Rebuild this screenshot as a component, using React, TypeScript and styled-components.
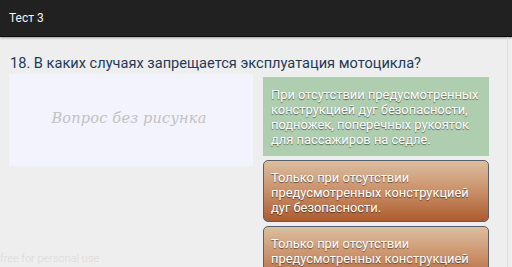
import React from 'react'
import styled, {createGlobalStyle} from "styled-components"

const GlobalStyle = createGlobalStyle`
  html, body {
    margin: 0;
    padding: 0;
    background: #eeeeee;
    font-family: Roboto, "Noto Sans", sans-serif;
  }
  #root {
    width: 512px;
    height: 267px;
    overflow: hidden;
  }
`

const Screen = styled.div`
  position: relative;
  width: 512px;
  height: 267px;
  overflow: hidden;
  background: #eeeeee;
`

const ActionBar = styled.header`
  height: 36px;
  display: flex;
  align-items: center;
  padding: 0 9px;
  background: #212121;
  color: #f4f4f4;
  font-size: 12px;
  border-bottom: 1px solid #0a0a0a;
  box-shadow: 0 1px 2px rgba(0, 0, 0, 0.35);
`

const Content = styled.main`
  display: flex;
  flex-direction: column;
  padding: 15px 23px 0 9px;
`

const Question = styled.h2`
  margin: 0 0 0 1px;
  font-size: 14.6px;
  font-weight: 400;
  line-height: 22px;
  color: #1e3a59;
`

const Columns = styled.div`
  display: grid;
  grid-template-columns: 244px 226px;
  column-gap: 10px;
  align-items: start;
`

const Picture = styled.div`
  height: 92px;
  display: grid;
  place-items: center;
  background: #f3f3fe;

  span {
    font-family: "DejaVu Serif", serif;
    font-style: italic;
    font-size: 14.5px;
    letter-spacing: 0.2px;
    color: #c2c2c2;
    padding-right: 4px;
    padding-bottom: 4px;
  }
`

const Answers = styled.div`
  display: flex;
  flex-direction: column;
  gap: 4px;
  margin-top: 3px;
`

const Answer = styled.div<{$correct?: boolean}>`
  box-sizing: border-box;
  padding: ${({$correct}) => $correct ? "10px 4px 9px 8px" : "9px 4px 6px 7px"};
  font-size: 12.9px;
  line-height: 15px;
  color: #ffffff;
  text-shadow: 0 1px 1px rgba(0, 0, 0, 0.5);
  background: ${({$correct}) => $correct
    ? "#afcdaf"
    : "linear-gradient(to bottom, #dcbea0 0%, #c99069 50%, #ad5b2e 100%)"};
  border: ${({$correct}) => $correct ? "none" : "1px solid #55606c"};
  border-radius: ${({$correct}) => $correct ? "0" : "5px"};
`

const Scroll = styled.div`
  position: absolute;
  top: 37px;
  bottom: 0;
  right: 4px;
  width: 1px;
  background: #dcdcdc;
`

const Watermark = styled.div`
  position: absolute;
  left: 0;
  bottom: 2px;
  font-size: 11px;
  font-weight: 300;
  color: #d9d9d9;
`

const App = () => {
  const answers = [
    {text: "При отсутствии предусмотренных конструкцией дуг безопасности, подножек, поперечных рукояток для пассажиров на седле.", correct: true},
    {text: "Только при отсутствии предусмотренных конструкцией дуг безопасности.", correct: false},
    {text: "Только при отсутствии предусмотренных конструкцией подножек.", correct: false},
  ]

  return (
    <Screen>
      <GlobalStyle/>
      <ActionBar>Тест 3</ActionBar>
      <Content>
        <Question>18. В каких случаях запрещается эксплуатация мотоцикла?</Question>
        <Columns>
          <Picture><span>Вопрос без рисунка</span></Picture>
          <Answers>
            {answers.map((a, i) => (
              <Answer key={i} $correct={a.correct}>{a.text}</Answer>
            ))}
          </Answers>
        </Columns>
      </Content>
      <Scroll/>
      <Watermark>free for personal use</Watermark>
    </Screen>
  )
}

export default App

## INSTRUCTIONS FOR THE TASK
Repeat the listing verbatim. Skip the pictures.

## OUTPUT
Rebuild this screenshot as a component, using React, TypeScript and styled-components.
import React from 'react'
import styled, {createGlobalStyle} from "styled-components"

const GlobalStyle = createGlobalStyle`
  html, body {
    margin: 0;
    padding: 0;
    background: #eeeeee;
    font-family: Roboto, "Noto Sans", sans-serif;
  }
  #root {
    width: 512px;
    height: 267px;
    overflow: hidden;
  }
`

const Screen = styled.div`
  position: relative;
  width: 512px;
  height: 267px;
  overflow: hidden;
  background: #eeeeee;
`

const ActionBar = styled.header`
  height: 36px;
  display: flex;
  align-items: center;
  padding: 0 9px;
  background: #212121;
  color: #f4f4f4;
  font-size: 12px;
  border-bottom: 1px solid #0a0a0a;
  box-shadow: 0 1px 2px rgba(0, 0, 0, 0.35);
`

const Content = styled.main`
  display: flex;
  flex-direction: column;
  padding: 15px 23px 0 9px;
`

const Question = styled.h2`
  margin: 0 0 0 1px;
  font-size: 14.6px;
  font-weight: 400;
  line-height: 22px;
  color: #1e3a59;
`

const Columns = styled.div`
  display: grid;
  grid-template-columns: 244px 226px;
  column-gap: 10px;
  align-items: start;
`

const Picture = styled.div`
  height: 92px;
  display: grid;
  place-items: center;
  background: #f3f3fe;

  span {
    font-family: "DejaVu Serif", serif;
    font-style: italic;
    font-size: 14.5px;
    letter-spacing: 0.2px;
    color: #c2c2c2;
    padding-right: 4px;
    padding-bottom: 4px;
  }
`

const Answers = styled.div`
  display: flex;
  flex-direction: column;
  gap: 4px;
  margin-top: 3px;
`

const Answer = styled.div<{$correct?: boolean}>`
  box-sizing: border-box;
  padding: ${({$correct}) => $correct ? "10px 4px 9px 8px" : "9px 4px 6px 7px"};
  font-size: 12.9px;
  line-height: 15px;
  color: #ffffff;
  text-shadow: 0 1px 1px rgba(0, 0, 0, 0.5);
  background: ${({$correct}) => $correct
    ? "#afcdaf"
    : "linear-gradient(to bottom, #dcbea0 0%, #c99069 50%, #ad5b2e 100%)"};
  border: ${({$correct}) => $correct ? "none" : "1px solid #55606c"};
  border-radius: ${({$correct}) => $correct ? "0" : "5px"};
`

const Scroll = styled.div`
  position: absolute;
  top: 37px;
  bottom: 0;
  right: 4px;
  width: 1px;
  background: #dcdcdc;
`

const Watermark = styled.div`
  position: absolute;
  left: 0;
  bottom: 2px;
  font-size: 11px;
  font-weight: 300;
  color: #d9d9d9;
`

const App = () => {
  const answers = [
    {text: "При отсутствии предусмотренных конструкцией дуг безопасности, подножек, поперечных рукояток для пассажиров на седле.", correct: true},
    {text: "Только при отсутствии предусмотренных конструкцией дуг безопасности.", correct: false},
    {text: "Только при отсутствии предусмотренных конструкцией подножек.", correct: false},
  ]

  return (
    <Screen>
      <GlobalStyle/>
      <ActionBar>Тест 3</ActionBar>
      <Content>
        <Question>18. В каких случаях запрещается эксплуатация мотоцикла?</Question>
        <Columns>
          <Picture><span>Вопрос без рисунка</span></Picture>
          <Answers>
            {answers.map((a, i) => (
              <Answer key={i} $correct={a.correct}>{a.text}</Answer>
            ))}
          </Answers>
        </Columns>
      </Content>
      <Scroll/>
      <Watermark>free for personal use</Watermark>
    </Screen>
  )
}

export default App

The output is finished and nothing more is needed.